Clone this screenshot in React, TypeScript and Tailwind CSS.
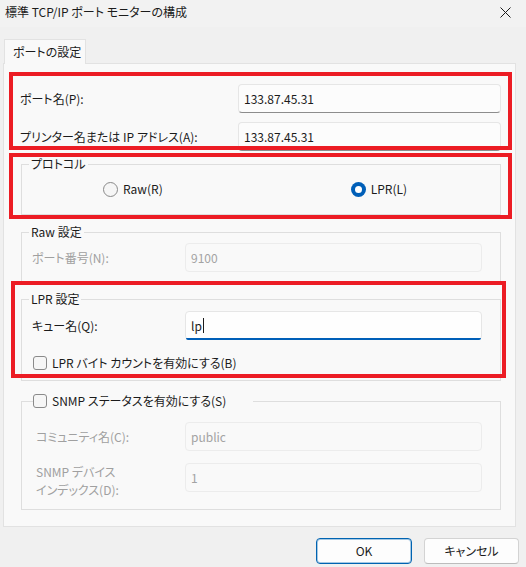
import React from 'react';

const font = { fontFamily: '"Noto Sans CJK JP", "Noto Sans", sans-serif' };

const Input: React.FC<{ value: string; disabled?: boolean; w: string }> = ({ value, disabled, w }) => (
  <div
    className={
      'h-[29px] rounded-[4px] border flex items-center pl-[5px] text-[12px] ' +
      w +
      (disabled
        ? ' bg-[#f9f9f9] border-[#ececec] text-[#a3a3a3]'
        : ' bg-[#fcfcfc] border-[#e6e6e6] border-b-[#8c8c8c] text-[#1b1b1b]')
    }
  >
    {value}
  </div>
);

const Checkbox: React.FC = () => (
  <span className="w-[14px] h-[14px] rounded-[3px] border border-[#8a8a8a] bg-[#f6f6f6] shrink-0" />
);

const Radio: React.FC<{ checked?: boolean; label: string }> = ({ checked, label }) => (
  <label className="flex items-center gap-[5px] h-[16px]">
    {checked ? (
      <span className="w-[15px] h-[15px] rounded-full bg-[#005fb8] flex items-center justify-center">
        <span className="w-[7px] h-[7px] rounded-full bg-white" />
      </span>
    ) : (
      <span className="w-[15px] h-[15px] rounded-full border border-[#8a8a8a] bg-[#f6f6f6]" />
    )}
    <span className="text-[12px] text-[#1b1b1b]">{label}</span>
  </label>
);

export default function App() {
  return (
    <div
      className="w-[526px] h-[567px] bg-[#f0f0f0] overflow-hidden select-none [font-feature-settings:'palt']"
      style={font}
    >
      {/* title bar */}
      <div className="h-[27px] flex items-center justify-between pl-[5px] pr-[15px] pb-[3px] bg-[#f2f2f2]">
        <span className="text-[12px] text-[#1b1b1b]">標準 TCP/IP ポート モニターの構成</span>
        <svg width="11" height="11" viewBox="0 0 11 11">
          <path d="M0.5 0.5 L10.5 10.5 M10.5 0.5 L0.5 10.5" stroke="#1b1b1b" strokeWidth="1" />
        </svg>
      </div>

      {/* tab */}
      <div className="mt-[12px] ml-[4px] flex">
        <div className="relative z-10 -mb-px h-[25px] w-[82px] bg-[#f9f9f9] border border-b-0 border-[#e2e2e2] flex items-center pl-[8px] text-[12px] text-[#1b1b1b]">
          ポートの設定
        </div>
      </div>

      {/* panel */}
      <div className="relative ml-[3px] w-[513px] h-[464px] bg-[#f9f9f9] border border-[#e2e2e2]">
        {/* port / address rows */}
        <div className="pt-[20px] flex flex-col gap-[9px]">
          <div className="flex items-center">
            <span className="pl-[16px] w-[234px] text-[12px] text-[#1b1b1b]">ポート名(P):</span>
            <Input value="133.87.45.31" w="w-[263px]" />
          </div>
          <div className="flex items-center">
            <span className="pl-[16px] w-[234px] text-[12px] text-[#1b1b1b]">プリンター名または IP アドレス(A):</span>
            <Input value="133.87.45.31" w="w-[263px]" />
          </div>
        </div>

        {/* protocol */}
        <fieldset className="mt-[5px] ml-[17px] w-[480px] border border-[#dedede] pt-[9px] pb-[17px]">
          <legend className="ml-[7px] px-[2px] text-[12px] leading-[16px] text-[#1b1b1b]">プロトコル</legend>
          <div className="flex">
            <div className="ml-[81px]">
              <Radio label="Raw(R)" />
            </div>
            <div className="ml-[188px]">
              <Radio checked label="LPR(L)" />
            </div>
          </div>
        </fieldset>

        {/* raw settings */}
        <fieldset className="mt-[9px] ml-[17px] w-[480px] border border-[#dedede] pt-[3px] pb-[11px]">
          <legend className="ml-[7px] px-[2px] text-[12px] leading-[16px] text-[#1b1b1b]">Raw 設定</legend>
          <div className="flex items-center">
            <span className="pl-[10px] w-[163px] text-[12px] text-[#a0a0a0]">ポート番号(N):</span>
            <Input value="9100" disabled w="w-[297px]" />
          </div>
        </fieldset>

        {/* lpr settings */}
        <fieldset className="mt-[7px] ml-[17px] w-[480px] border border-[#dedede] pt-[4px] pb-[9px]">
          <legend className="ml-[7px] px-[2px] text-[12px] leading-[16px] text-[#1b1b1b]">LPR 設定</legend>
          <div className="flex items-center">
            <span className="pl-[10px] w-[163px] text-[12px] text-[#1b1b1b]">キュー名(Q):</span>
            <div className="relative w-[297px] h-[29px] rounded-[4px] border border-[#e6e6e6] bg-[#fefefe] flex items-center pl-[5px] text-[12px] text-[#1b1b1b]">
              <span>lp</span>
              <span className="w-px h-[15px] bg-[#1b1b1b] ml-px" />
              <span className="absolute left-0 right-0 -bottom-px h-[2px] bg-[#005fb8] rounded-b-[4px]" />
            </div>
          </div>
          <div className="mt-[15px] pl-[11px] flex items-center gap-[5px] h-[16px]">
            <Checkbox />
            <span className="text-[12px] text-[#1b1b1b]">LPR バイト カウントを有効にする(B)</span>
          </div>
        </fieldset>

        {/* snmp */}
        <fieldset className="mt-[12px] ml-[17px] w-[480px] border border-[#dedede] pt-[13px] pb-[10px]">
          <legend className="ml-[11px] pr-[27px] flex items-center gap-[5px] h-[16px]">
            <Checkbox />
            <span className="text-[12px] text-[#1b1b1b]">SNMP ステータスを有効にする(S)</span>
          </legend>
          <div className="flex flex-col gap-[12px]">
            <div className="flex items-center">
              <span className="pl-[14px] w-[163px] text-[12px] text-[#a0a0a0]">コミュニティ名(C):</span>
              <Input value="public" disabled w="w-[297px]" />
            </div>
            <div className="flex items-start">
              <span className="pl-[14px] w-[163px] text-[12px] leading-[18px] text-[#a0a0a0]">
                SNMP デバイス
                <br />
                インデックス(D):
              </span>
              <Input value="1" disabled w="w-[297px]" />
            </div>
          </div>
        </fieldset>

        {/* annotation boxes */}
        <div className="absolute left-[5px] top-[8px] w-[503px] h-[78px] border-[4px] border-[#ec1c24] pointer-events-none" />
        <div className="absolute left-[5px] top-[89px] w-[503px] h-[66px] border-[4px] border-[#ec1c24] pointer-events-none" />
        <div className="absolute left-[7px] top-[217px] w-[495px] h-[97px] border-[4px] border-[#ec1c24] pointer-events-none" />
      </div>

      {/* buttons */}
      <div className="mt-[11px] flex justify-end gap-[12px] pr-[7px]">
        <button className="w-[96px] h-[26px] rounded-[4px] bg-[#fdfdfd] border border-[#0063b1] shadow-[inset_0_0_0_1px_rgba(0,99,177,0.35)] text-[12px] text-[#1b1b1b]">
          OK
        </button>
        <button className="w-[95px] h-[26px] rounded-[4px] bg-[#fdfdfd] border border-[#d3d3d3] border-b-[#bcbcbc] text-[12px] text-[#1b1b1b]">
          キャンセル
        </button>
      </div>
    </div>
  );
}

_ _ _ _

What to work on: Write out the full set of lines verbatim, without the pictures.

Result:
Clone this screenshot in React, TypeScript and Tailwind CSS.
import React from 'react';

const font = { fontFamily: '"Noto Sans CJK JP", "Noto Sans", sans-serif' };

const Input: React.FC<{ value: string; disabled?: boolean; w: string }> = ({ value, disabled, w }) => (
  <div
    className={
      'h-[29px] rounded-[4px] border flex items-center pl-[5px] text-[12px] ' +
      w +
      (disabled
        ? ' bg-[#f9f9f9] border-[#ececec] text-[#a3a3a3]'
        : ' bg-[#fcfcfc] border-[#e6e6e6] border-b-[#8c8c8c] text-[#1b1b1b]')
    }
  >
    {value}
  </div>
);

const Checkbox: React.FC = () => (
  <span className="w-[14px] h-[14px] rounded-[3px] border border-[#8a8a8a] bg-[#f6f6f6] shrink-0" />
);

const Radio: React.FC<{ checked?: boolean; label: string }> = ({ checked, label }) => (
  <label className="flex items-center gap-[5px] h-[16px]">
    {checked ? (
      <span className="w-[15px] h-[15px] rounded-full bg-[#005fb8] flex items-center justify-center">
        <span className="w-[7px] h-[7px] rounded-full bg-white" />
      </span>
    ) : (
      <span className="w-[15px] h-[15px] rounded-full border border-[#8a8a8a] bg-[#f6f6f6]" />
    )}
    <span className="text-[12px] text-[#1b1b1b]">{label}</span>
  </label>
);

export default function App() {
  return (
    <div
      className="w-[526px] h-[567px] bg-[#f0f0f0] overflow-hidden select-none [font-feature-settings:'palt']"
      style={font}
    >
      {/* title bar */}
      <div className="h-[27px] flex items-center justify-between pl-[5px] pr-[15px] pb-[3px] bg-[#f2f2f2]">
        <span className="text-[12px] text-[#1b1b1b]">標準 TCP/IP ポート モニターの構成</span>
        <svg width="11" height="11" viewBox="0 0 11 11">
          <path d="M0.5 0.5 L10.5 10.5 M10.5 0.5 L0.5 10.5" stroke="#1b1b1b" strokeWidth="1" />
        </svg>
      </div>

      {/* tab */}
      <div className="mt-[12px] ml-[4px] flex">
        <div className="relative z-10 -mb-px h-[25px] w-[82px] bg-[#f9f9f9] border border-b-0 border-[#e2e2e2] flex items-center pl-[8px] text-[12px] text-[#1b1b1b]">
          ポートの設定
        </div>
      </div>

      {/* panel */}
      <div className="relative ml-[3px] w-[513px] h-[464px] bg-[#f9f9f9] border border-[#e2e2e2]">
        {/* port / address rows */}
        <div className="pt-[20px] flex flex-col gap-[9px]">
          <div className="flex items-center">
            <span className="pl-[16px] w-[234px] text-[12px] text-[#1b1b1b]">ポート名(P):</span>
            <Input value="133.87.45.31" w="w-[263px]" />
          </div>
          <div className="flex items-center">
            <span className="pl-[16px] w-[234px] text-[12px] text-[#1b1b1b]">プリンター名または IP アドレス(A):</span>
            <Input value="133.87.45.31" w="w-[263px]" />
          </div>
        </div>

        {/* protocol */}
        <fieldset className="mt-[5px] ml-[17px] w-[480px] border border-[#dedede] pt-[9px] pb-[17px]">
          <legend className="ml-[7px] px-[2px] text-[12px] leading-[16px] text-[#1b1b1b]">プロトコル</legend>
          <div className="flex">
            <div className="ml-[81px]">
              <Radio label="Raw(R)" />
            </div>
            <div className="ml-[188px]">
              <Radio checked label="LPR(L)" />
            </div>
          </div>
        </fieldset>

        {/* raw settings */}
        <fieldset className="mt-[9px] ml-[17px] w-[480px] border border-[#dedede] pt-[3px] pb-[11px]">
          <legend className="ml-[7px] px-[2px] text-[12px] leading-[16px] text-[#1b1b1b]">Raw 設定</legend>
          <div className="flex items-center">
            <span className="pl-[10px] w-[163px] text-[12px] text-[#a0a0a0]">ポート番号(N):</span>
            <Input value="9100" disabled w="w-[297px]" />
          </div>
        </fieldset>

        {/* lpr settings */}
        <fieldset className="mt-[7px] ml-[17px] w-[480px] border border-[#dedede] pt-[4px] pb-[9px]">
          <legend className="ml-[7px] px-[2px] text-[12px] leading-[16px] text-[#1b1b1b]">LPR 設定</legend>
          <div className="flex items-center">
            <span className="pl-[10px] w-[163px] text-[12px] text-[#1b1b1b]">キュー名(Q):</span>
            <div className="relative w-[297px] h-[29px] rounded-[4px] border border-[#e6e6e6] bg-[#fefefe] flex items-center pl-[5px] text-[12px] text-[#1b1b1b]">
              <span>lp</span>
              <span className="w-px h-[15px] bg-[#1b1b1b] ml-px" />
              <span className="absolute left-0 right-0 -bottom-px h-[2px] bg-[#005fb8] rounded-b-[4px]" />
            </div>
          </div>
          <div className="mt-[15px] pl-[11px] flex items-center gap-[5px] h-[16px]">
            <Checkbox />
            <span className="text-[12px] text-[#1b1b1b]">LPR バイト カウントを有効にする(B)</span>
          </div>
        </fieldset>

        {/* snmp */}
        <fieldset className="mt-[12px] ml-[17px] w-[480px] border border-[#dedede] pt-[13px] pb-[10px]">
          <legend className="ml-[11px] pr-[27px] flex items-center gap-[5px] h-[16px]">
            <Checkbox />
            <span className="text-[12px] text-[#1b1b1b]">SNMP ステータスを有効にする(S)</span>
          </legend>
          <div className="flex flex-col gap-[12px]">
            <div className="flex items-center">
              <span className="pl-[14px] w-[163px] text-[12px] text-[#a0a0a0]">コミュニティ名(C):</span>
              <Input value="public" disabled w="w-[297px]" />
            </div>
            <div className="flex items-start">
              <span className="pl-[14px] w-[163px] text-[12px] leading-[18px] text-[#a0a0a0]">
                SNMP デバイス
                <br />
                インデックス(D):
              </span>
              <Input value="1" disabled w="w-[297px]" />
            </div>
          </div>
        </fieldset>

        {/* annotation boxes */}
        <div className="absolute left-[5px] top-[8px] w-[503px] h-[78px] border-[4px] border-[#ec1c24] pointer-events-none" />
        <div className="absolute left-[5px] top-[89px] w-[503px] h-[66px] border-[4px] border-[#ec1c24] pointer-events-none" />
        <div className="absolute left-[7px] top-[217px] w-[495px] h-[97px] border-[4px] border-[#ec1c24] pointer-events-none" />
      </div>

      {/* buttons */}
      <div className="mt-[11px] flex justify-end gap-[12px] pr-[7px]">
        <button className="w-[96px] h-[26px] rounded-[4px] bg-[#fdfdfd] border border-[#0063b1] shadow-[inset_0_0_0_1px_rgba(0,99,177,0.35)] text-[12px] text-[#1b1b1b]">
          OK
        </button>
        <button className="w-[95px] h-[26px] rounded-[4px] bg-[#fdfdfd] border border-[#d3d3d3] border-b-[#bcbcbc] text-[12px] text-[#1b1b1b]">
          キャンセル
        </button>
      </div>
    </div>
  );
}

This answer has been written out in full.